Written request: All lines in the data bearing the string "Output" should be identified and copied.

# Start of Excerpted records

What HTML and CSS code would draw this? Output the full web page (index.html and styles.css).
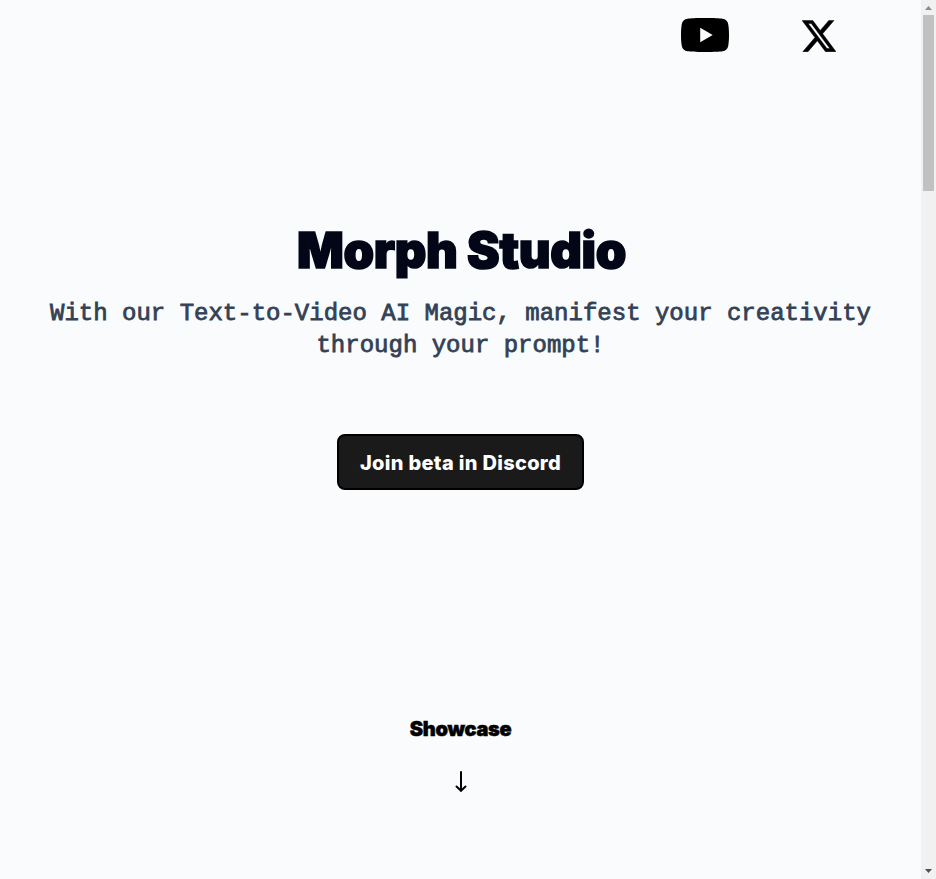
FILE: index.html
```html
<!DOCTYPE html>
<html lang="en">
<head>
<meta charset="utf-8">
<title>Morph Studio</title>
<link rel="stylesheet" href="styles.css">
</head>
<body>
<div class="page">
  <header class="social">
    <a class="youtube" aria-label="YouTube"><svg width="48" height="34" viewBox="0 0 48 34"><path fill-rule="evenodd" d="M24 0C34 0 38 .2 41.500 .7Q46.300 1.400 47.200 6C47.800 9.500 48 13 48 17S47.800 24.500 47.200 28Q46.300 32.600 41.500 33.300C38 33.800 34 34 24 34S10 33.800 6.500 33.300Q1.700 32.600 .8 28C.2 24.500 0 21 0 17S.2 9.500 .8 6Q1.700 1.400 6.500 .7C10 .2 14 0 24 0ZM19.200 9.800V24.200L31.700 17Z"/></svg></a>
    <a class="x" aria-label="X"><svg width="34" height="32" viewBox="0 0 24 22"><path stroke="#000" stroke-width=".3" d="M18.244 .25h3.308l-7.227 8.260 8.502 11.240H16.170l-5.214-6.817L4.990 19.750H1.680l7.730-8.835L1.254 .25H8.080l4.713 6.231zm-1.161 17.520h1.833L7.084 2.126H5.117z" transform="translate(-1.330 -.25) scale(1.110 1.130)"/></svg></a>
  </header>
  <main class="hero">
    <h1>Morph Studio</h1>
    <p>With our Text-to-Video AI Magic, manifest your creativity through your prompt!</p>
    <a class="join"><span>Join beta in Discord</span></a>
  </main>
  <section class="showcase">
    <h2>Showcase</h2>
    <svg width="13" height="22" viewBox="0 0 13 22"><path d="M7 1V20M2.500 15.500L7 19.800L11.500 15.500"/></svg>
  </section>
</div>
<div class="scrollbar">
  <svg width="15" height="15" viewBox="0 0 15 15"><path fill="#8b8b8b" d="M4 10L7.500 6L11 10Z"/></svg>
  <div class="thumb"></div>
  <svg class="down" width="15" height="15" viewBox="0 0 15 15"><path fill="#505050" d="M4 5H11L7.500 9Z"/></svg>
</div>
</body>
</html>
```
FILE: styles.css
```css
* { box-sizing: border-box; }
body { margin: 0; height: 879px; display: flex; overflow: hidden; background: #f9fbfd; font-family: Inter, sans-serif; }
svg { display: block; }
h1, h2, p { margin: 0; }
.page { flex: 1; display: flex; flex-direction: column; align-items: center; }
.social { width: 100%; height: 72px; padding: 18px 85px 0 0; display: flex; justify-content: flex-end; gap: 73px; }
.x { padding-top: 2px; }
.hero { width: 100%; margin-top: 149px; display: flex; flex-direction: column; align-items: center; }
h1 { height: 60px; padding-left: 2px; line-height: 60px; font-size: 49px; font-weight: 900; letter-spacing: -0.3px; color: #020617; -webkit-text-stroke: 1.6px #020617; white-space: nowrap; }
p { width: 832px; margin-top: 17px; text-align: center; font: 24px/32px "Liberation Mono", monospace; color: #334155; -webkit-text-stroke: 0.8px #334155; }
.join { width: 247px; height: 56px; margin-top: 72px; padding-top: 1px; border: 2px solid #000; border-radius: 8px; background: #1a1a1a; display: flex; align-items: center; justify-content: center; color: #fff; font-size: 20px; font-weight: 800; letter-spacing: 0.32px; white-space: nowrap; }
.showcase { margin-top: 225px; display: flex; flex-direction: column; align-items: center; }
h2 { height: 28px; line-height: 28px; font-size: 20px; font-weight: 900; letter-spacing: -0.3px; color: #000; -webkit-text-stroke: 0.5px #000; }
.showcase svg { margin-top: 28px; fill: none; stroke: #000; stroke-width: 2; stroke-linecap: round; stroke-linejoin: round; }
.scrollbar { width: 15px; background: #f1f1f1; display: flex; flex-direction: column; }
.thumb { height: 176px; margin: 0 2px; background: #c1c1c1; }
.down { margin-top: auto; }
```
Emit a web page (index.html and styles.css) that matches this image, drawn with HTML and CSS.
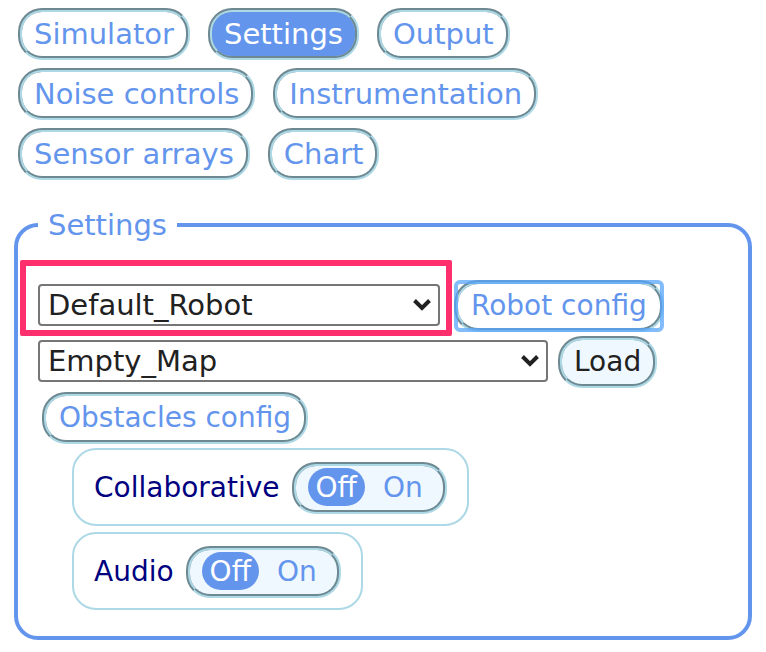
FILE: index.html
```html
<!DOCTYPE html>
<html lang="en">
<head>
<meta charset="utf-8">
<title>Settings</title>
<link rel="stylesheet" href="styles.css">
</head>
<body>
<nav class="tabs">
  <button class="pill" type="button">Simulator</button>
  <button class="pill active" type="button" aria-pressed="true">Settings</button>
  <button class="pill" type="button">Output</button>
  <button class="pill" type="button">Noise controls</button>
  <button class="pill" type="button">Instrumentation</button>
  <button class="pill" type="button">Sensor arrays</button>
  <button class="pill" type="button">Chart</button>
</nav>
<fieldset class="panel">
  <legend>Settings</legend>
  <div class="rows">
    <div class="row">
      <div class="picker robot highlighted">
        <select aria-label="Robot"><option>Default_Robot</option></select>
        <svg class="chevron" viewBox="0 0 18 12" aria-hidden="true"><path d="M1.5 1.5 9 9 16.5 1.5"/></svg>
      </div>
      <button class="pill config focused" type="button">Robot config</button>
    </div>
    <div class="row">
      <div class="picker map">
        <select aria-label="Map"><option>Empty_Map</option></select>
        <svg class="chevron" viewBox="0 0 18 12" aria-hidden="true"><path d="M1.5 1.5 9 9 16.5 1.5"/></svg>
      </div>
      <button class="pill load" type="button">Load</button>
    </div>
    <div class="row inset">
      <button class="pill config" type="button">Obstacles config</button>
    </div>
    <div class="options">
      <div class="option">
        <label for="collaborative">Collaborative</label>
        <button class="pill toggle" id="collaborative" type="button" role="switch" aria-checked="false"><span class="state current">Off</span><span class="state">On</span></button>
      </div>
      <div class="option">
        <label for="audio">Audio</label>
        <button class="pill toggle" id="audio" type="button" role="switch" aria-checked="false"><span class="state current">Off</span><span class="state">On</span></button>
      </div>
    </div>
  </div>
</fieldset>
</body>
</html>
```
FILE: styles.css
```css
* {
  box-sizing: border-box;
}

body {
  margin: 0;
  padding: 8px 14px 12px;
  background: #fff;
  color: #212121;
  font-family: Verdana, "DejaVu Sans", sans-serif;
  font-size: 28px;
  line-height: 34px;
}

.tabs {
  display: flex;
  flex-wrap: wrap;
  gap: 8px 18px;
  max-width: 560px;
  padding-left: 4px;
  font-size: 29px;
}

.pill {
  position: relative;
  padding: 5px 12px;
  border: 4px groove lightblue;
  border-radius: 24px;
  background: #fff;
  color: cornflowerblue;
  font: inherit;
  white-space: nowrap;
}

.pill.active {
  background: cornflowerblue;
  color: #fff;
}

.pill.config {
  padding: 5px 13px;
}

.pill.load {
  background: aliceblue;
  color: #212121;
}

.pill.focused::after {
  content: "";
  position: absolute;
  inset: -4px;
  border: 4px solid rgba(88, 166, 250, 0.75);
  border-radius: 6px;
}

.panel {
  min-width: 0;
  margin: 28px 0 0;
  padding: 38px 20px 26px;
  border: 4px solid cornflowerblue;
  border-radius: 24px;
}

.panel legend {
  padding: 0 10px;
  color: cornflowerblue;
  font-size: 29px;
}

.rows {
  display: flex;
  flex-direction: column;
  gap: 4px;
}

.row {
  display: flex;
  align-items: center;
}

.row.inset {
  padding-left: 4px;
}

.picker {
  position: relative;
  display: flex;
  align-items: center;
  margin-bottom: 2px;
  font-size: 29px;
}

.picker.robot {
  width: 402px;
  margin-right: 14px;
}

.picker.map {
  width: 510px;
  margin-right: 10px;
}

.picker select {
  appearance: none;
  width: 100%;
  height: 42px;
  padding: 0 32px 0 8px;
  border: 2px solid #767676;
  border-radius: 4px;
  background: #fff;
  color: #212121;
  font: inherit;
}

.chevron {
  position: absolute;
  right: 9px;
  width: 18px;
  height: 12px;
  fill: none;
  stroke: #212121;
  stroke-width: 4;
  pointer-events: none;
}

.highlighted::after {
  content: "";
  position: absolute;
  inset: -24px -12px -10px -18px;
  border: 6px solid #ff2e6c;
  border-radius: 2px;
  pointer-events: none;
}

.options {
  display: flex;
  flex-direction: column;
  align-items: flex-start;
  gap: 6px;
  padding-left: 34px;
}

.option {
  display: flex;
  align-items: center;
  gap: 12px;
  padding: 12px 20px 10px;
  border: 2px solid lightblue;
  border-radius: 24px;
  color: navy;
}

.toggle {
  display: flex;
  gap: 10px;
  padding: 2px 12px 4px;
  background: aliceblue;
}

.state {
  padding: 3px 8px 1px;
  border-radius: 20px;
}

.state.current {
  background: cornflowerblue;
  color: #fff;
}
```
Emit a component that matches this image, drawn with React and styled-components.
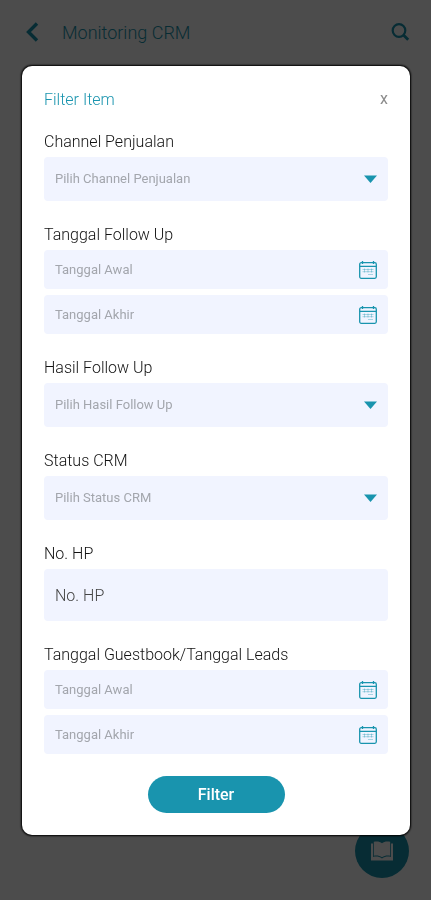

# End of Excerpted records

Solved exercise:
What HTML and CSS code would draw this? Output the full web page (index.html and styles.css).
  <button class="pill" type="button">Output</button>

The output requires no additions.